** THE REQUEST **
Quote exactly the lines between the line containing "What React, TypeScript" and the line containing "The picture is", counting those two lines as part of the range. Leave the rest out.

** RECORDS FOR THIS TASK **
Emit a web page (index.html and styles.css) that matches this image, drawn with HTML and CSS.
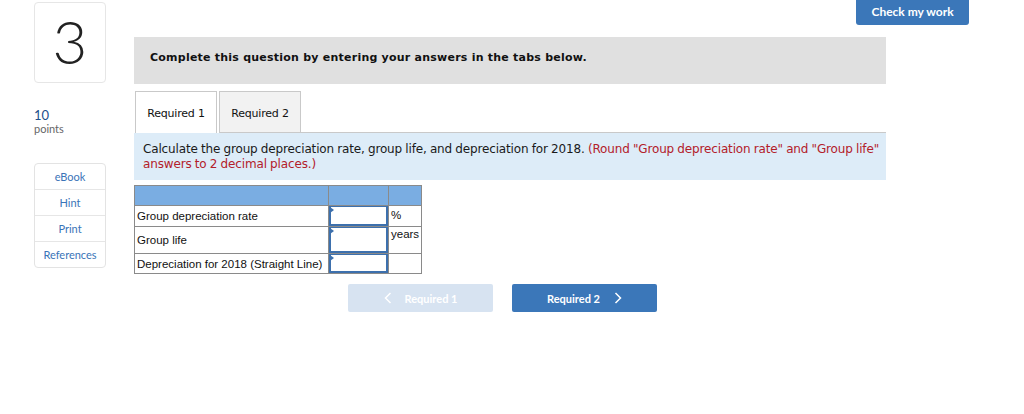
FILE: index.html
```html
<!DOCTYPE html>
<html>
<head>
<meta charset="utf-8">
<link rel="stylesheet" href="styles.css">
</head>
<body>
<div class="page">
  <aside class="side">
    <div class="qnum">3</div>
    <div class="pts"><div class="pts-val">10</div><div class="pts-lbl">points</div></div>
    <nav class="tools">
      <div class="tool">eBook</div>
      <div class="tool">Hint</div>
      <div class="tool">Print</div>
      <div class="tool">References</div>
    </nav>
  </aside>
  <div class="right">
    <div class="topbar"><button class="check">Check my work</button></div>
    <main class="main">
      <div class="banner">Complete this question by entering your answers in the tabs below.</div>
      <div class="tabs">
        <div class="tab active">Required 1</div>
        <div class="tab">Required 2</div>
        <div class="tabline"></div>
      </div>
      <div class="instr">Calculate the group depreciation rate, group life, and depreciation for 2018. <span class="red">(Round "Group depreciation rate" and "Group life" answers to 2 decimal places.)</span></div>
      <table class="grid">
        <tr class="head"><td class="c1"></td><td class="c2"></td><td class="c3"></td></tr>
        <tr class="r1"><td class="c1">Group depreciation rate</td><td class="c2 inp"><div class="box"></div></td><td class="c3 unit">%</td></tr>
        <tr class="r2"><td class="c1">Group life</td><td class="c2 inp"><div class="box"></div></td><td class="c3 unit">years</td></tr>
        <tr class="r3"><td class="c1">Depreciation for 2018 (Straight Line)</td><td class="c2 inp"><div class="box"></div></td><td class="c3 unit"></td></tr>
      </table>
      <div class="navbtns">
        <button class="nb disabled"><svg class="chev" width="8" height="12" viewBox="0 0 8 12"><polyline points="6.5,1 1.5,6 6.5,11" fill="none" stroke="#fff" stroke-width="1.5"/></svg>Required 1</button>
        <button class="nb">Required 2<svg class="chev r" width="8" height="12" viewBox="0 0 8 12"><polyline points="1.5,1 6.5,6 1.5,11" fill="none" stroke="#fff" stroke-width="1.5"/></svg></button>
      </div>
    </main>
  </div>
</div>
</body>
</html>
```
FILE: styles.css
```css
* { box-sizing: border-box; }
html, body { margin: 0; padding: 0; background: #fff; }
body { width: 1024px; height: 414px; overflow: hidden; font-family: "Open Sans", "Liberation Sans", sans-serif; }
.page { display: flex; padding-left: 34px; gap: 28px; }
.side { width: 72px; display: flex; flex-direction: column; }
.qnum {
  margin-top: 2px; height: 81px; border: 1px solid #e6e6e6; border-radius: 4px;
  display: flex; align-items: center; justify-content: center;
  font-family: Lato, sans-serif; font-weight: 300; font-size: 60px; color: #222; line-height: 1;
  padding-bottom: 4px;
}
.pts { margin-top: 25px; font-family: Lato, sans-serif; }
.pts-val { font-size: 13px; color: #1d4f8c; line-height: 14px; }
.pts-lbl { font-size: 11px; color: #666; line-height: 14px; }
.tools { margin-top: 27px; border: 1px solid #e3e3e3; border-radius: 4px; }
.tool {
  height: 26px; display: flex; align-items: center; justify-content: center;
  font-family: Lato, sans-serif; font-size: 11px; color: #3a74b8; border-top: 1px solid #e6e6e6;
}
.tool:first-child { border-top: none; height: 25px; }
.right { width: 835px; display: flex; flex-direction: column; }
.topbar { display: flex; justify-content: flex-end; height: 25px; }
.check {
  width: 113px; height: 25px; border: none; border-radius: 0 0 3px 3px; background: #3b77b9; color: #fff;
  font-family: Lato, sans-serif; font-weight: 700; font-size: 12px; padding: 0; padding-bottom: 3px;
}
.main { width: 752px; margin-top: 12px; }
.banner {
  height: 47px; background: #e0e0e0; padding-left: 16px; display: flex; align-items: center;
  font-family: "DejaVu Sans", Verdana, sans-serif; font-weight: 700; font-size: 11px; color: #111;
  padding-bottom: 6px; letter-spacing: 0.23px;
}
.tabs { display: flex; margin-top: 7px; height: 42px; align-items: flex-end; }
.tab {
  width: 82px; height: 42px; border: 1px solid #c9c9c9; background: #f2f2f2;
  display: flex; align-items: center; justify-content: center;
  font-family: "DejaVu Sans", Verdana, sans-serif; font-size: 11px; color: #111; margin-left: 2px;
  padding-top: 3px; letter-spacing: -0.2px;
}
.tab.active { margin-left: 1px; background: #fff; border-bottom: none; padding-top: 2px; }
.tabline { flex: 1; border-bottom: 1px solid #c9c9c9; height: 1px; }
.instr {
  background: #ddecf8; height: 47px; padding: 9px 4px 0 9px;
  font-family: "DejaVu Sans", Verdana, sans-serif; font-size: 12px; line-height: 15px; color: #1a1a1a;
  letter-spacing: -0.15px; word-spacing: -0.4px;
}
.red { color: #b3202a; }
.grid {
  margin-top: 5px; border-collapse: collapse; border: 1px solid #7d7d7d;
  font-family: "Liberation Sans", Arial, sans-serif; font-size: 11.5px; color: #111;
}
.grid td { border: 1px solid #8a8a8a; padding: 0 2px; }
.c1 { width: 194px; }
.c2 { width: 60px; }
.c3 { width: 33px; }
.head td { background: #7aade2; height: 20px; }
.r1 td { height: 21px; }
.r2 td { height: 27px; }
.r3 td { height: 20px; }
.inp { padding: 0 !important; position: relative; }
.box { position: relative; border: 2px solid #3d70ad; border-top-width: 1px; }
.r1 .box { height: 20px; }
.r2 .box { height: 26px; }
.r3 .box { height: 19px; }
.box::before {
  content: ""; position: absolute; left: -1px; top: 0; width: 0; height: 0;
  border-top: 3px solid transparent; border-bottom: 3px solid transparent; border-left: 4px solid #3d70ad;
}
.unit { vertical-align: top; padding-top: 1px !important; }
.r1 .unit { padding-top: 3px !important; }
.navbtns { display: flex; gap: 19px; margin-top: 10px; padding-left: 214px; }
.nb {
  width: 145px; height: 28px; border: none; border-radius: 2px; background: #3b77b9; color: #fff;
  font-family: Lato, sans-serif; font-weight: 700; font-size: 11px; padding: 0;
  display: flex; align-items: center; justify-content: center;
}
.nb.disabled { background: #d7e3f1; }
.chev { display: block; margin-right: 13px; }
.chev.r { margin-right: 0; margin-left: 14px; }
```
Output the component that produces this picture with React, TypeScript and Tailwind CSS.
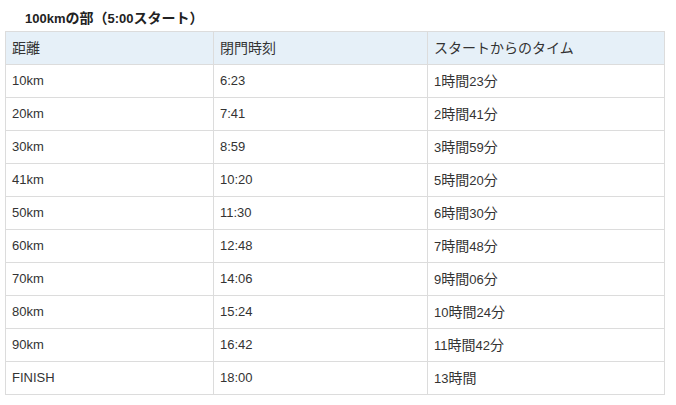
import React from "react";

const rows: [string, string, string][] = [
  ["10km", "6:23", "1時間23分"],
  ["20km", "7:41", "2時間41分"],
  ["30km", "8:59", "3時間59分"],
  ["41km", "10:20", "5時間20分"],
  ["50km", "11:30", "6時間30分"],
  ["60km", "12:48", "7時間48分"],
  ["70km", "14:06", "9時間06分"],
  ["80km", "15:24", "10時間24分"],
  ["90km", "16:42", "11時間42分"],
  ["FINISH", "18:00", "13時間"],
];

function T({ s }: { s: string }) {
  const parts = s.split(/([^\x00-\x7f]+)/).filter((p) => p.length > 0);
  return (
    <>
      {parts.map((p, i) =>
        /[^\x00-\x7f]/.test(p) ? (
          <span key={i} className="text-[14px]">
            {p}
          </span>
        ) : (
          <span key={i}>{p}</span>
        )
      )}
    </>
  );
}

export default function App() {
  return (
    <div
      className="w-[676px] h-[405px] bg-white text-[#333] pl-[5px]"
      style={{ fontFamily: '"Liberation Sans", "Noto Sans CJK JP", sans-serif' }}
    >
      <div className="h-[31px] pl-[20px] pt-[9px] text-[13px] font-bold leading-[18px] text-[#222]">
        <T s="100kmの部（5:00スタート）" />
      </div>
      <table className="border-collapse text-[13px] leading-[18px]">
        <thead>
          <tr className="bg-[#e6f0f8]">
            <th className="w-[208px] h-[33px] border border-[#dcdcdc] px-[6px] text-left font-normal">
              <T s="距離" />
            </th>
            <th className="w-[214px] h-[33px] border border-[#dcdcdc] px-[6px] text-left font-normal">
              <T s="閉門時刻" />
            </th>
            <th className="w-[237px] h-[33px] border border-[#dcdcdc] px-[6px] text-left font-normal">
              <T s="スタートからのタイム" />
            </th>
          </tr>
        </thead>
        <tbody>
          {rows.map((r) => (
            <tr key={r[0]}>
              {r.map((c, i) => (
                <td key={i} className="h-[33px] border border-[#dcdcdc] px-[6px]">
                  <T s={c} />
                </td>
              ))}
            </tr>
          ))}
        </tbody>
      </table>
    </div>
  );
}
* * *
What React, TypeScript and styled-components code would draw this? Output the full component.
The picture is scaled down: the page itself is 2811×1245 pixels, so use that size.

** ANSWER TO THIS TASK **
What React, TypeScript and styled-components code would draw this? Output the full component.
The picture is scaled down: the page itself is 2811×1245 pixels, so use that size.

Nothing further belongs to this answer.